In 1945, Bhagavan told Dilip Kumar Roy [No.8] that bhakti is the mother of jnana. When a follower of the bhakti marga declares that bhakti is the best, he really means by the word bhakti what the jnana marga man calls jnana. There is no difference in the state, or its description by attributes or transcendence of attributes. Only, different thinkers have used different words.

A few days later, Roy asked Bhagavan, “What is the best way of killing the ego?” Bhagavan replied, “To ask the mind to kill the mind is like making the thief the policeman. He will go with you and pretend to catch the thief but nothing would be gained. So you must turn inward and see from where does the mind arise and then it will cease to exist.”

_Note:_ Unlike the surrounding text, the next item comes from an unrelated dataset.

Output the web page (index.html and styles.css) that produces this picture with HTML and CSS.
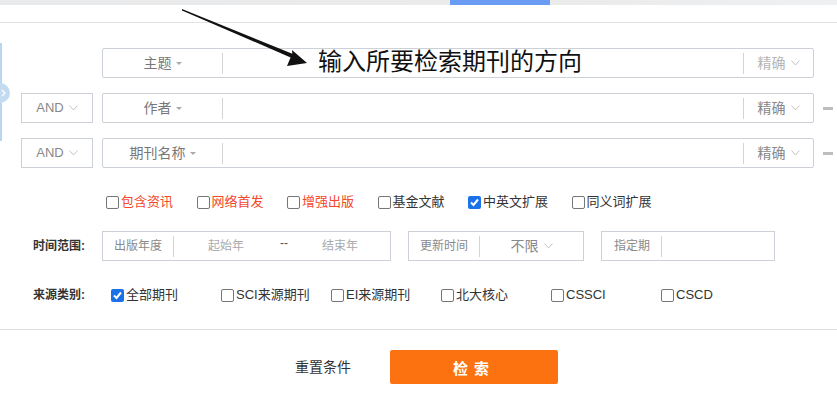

When the mother’s temple was being built, there was an acute shortage of funds.The sarvadhikari wanted me and Chhaganlal Yogi [Next entry] to visit Jamana Lal Bajaj2 in Bombay for a donation of Rs.50,000. This needed Bhagavan’s clearance, for which he had no courage. I collected some devotees and went to Bhagavan to get his permission. We stood before him for some time, but he did not even bother to look at us. Each one of us wanted the others to speak. When we asked, he made no reply for a long time. At last, he turned to us and said, “I have already told you not to beg in my name. Now I am telling you again. Be satisfied with what you have. Did all these buildings in the Ashram come up as a result of my begging? It all happened in the way it had to happen. Nothing happens purely as a result of personal efforts.

We were all worried about Bhagavan’s health, particularly in the last few years of his life, but Bhagavan himself was indifferent to the various pains and problems that his body had attracted. If he had any concern at all, it was that his assorted body problems might be an inconvenience to the devotees who came to see him.

In The Mountain Path of October 1966, T.P. Ramachandra Iyer records as follows:

My special subject in college was philosophy. Once, when I entered the hall a discussion was going on about the nature of Self. Book learning being fresh to my mind, I began to express what I had read about the various grades of consciousness in the Western system. I particularly mentioned the terms superconscious and subconscious. Bhagavan listened and reactedly sharply: It is only with reference to something that you can postulate a ‘super’ or ‘sub’ state to it. Consciousness being Truth, any postulations of it are the creation of ignorance, clouding the mind but appealing to the intellect. Truth is simple and direct, it knows no variations. What exists is Consciousness, call it by any name, Self, Atman, Brahman.

I not only heard the words of Bhagavan but experienced something else also. I felt and experienced my nature, dived deep into my consciousness and swam in the ocean of bliss. I fell prostrate before Bhagavan and cried aloud within myself: “O Bhagavan! My Master! Dispeller of my darkness! Obeisance to you! Accept me as your servant!

1. Refer last two paras at p. 120.

2. The promoter of the Bajaj Group of companies in India. A rich businessman who devoted his life to the service of Mahatma Gandhi.